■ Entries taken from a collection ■
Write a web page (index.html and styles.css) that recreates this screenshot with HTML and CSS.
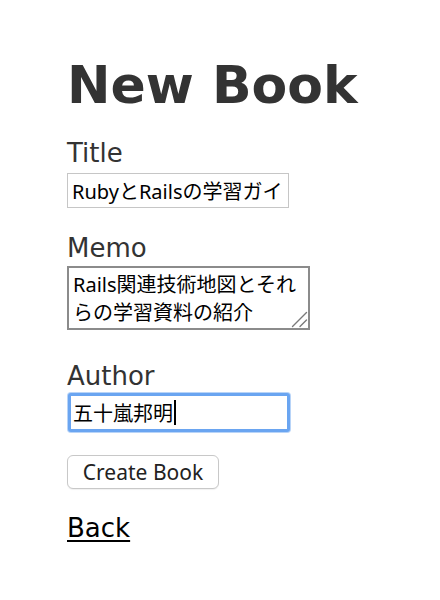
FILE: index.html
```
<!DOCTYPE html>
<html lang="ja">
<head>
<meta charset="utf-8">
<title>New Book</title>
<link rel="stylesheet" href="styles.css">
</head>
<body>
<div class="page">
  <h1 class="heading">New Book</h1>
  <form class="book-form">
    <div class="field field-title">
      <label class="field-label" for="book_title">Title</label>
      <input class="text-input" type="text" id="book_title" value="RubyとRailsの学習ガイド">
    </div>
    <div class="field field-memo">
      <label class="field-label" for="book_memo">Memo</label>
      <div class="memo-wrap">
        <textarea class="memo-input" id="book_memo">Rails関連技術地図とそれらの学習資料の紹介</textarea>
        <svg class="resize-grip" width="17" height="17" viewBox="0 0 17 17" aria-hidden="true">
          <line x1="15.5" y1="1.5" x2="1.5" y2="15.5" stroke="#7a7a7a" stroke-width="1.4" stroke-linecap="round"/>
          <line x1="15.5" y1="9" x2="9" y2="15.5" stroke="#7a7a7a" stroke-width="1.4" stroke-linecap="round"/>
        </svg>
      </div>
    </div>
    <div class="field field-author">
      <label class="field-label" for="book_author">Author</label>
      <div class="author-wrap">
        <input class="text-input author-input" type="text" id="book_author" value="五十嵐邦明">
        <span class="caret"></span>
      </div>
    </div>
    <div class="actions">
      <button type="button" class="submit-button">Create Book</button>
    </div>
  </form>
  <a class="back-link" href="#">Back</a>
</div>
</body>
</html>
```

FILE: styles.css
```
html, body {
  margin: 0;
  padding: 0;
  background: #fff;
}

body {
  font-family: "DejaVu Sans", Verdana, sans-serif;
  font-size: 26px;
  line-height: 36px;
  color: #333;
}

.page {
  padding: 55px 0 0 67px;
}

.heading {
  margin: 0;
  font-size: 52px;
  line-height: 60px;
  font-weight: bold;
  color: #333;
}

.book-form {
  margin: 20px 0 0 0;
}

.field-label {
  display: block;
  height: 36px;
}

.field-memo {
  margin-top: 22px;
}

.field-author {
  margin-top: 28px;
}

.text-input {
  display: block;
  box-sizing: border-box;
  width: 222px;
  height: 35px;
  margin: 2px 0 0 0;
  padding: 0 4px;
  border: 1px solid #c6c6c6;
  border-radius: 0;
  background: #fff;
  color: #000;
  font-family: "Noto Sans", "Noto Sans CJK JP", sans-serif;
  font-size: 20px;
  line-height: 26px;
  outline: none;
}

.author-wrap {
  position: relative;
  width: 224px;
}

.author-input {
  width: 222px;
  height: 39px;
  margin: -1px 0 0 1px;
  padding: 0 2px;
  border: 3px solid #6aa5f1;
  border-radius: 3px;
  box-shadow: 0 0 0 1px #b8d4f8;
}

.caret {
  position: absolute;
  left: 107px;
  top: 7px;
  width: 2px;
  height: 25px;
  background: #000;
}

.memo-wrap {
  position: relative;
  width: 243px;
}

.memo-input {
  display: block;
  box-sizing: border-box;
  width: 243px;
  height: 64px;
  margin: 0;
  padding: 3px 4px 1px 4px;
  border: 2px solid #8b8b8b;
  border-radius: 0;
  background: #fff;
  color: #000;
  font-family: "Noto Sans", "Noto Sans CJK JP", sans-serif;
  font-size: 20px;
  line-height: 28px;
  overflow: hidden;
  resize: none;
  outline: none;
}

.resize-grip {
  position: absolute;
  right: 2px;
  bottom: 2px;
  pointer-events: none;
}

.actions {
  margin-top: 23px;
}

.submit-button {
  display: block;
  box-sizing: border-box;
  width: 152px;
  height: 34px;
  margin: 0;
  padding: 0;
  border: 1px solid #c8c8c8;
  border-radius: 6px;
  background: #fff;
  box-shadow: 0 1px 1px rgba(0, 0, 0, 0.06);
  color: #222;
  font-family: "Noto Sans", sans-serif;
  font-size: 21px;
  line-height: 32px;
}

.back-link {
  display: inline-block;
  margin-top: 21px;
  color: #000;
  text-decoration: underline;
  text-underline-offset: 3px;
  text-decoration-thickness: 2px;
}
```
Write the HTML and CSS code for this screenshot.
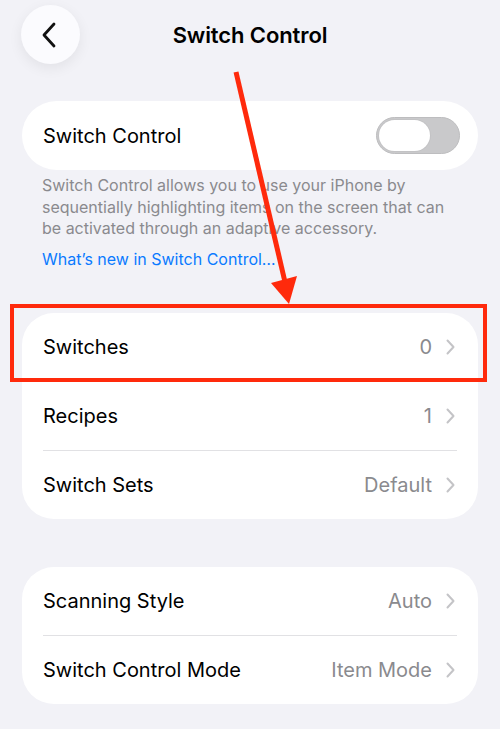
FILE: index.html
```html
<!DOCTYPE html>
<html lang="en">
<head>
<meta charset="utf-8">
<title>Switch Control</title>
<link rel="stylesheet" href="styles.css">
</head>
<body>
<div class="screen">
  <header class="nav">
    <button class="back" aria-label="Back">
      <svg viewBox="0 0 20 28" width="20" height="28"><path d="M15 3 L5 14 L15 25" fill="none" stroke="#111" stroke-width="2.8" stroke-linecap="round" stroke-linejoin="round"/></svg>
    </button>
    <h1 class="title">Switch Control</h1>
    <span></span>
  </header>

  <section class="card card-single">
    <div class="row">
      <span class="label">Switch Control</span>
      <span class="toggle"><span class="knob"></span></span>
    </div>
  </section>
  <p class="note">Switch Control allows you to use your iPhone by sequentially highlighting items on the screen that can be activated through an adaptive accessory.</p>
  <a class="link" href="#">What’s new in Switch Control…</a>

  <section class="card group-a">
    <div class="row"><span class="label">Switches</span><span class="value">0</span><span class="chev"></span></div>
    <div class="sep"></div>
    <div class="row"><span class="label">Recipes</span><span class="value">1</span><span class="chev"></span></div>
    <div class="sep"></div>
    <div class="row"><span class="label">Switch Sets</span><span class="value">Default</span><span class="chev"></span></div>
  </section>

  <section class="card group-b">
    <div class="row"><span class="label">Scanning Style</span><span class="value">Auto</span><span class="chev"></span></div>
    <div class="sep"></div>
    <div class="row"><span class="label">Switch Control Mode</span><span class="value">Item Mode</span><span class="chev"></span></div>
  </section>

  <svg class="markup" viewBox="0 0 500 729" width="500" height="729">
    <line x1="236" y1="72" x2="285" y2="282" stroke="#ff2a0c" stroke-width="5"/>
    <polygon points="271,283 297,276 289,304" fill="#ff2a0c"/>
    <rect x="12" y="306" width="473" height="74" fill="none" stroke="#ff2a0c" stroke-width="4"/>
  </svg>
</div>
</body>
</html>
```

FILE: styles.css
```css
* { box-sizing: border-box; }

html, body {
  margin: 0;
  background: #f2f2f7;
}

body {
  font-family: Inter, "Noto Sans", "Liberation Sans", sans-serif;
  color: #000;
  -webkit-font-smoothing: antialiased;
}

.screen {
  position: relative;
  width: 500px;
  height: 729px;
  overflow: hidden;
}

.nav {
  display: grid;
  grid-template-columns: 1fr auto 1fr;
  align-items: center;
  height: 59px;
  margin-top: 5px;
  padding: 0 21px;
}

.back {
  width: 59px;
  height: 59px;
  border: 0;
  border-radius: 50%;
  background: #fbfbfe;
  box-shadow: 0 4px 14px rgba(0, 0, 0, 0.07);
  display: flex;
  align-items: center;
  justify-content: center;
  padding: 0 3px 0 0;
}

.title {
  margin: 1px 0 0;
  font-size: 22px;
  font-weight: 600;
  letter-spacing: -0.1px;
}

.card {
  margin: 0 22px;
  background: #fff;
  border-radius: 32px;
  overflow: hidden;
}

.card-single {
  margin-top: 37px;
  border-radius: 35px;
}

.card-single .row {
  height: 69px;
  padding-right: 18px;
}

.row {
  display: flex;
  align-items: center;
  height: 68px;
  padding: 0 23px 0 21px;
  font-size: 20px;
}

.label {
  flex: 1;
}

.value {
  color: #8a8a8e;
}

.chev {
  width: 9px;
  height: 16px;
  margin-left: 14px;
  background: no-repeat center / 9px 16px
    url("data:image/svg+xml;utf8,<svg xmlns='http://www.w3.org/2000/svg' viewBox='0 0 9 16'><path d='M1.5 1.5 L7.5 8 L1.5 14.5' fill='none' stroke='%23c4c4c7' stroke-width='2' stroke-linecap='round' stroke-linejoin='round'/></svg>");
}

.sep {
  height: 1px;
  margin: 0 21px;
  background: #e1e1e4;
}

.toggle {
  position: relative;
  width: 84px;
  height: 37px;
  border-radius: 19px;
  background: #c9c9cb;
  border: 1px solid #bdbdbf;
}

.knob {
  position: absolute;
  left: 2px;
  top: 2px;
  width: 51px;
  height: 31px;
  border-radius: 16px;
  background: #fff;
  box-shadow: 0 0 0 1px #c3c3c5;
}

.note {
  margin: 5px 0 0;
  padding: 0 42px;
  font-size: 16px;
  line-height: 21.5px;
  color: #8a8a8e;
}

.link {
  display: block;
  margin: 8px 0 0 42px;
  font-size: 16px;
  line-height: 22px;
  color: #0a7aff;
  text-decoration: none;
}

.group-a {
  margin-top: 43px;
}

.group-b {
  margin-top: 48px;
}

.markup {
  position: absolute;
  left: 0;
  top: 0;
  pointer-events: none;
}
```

■ What is expected ■
Tally the lines of the data that hold the string "page". Answer with the number and nothing more.

■ Finished exercise ■
3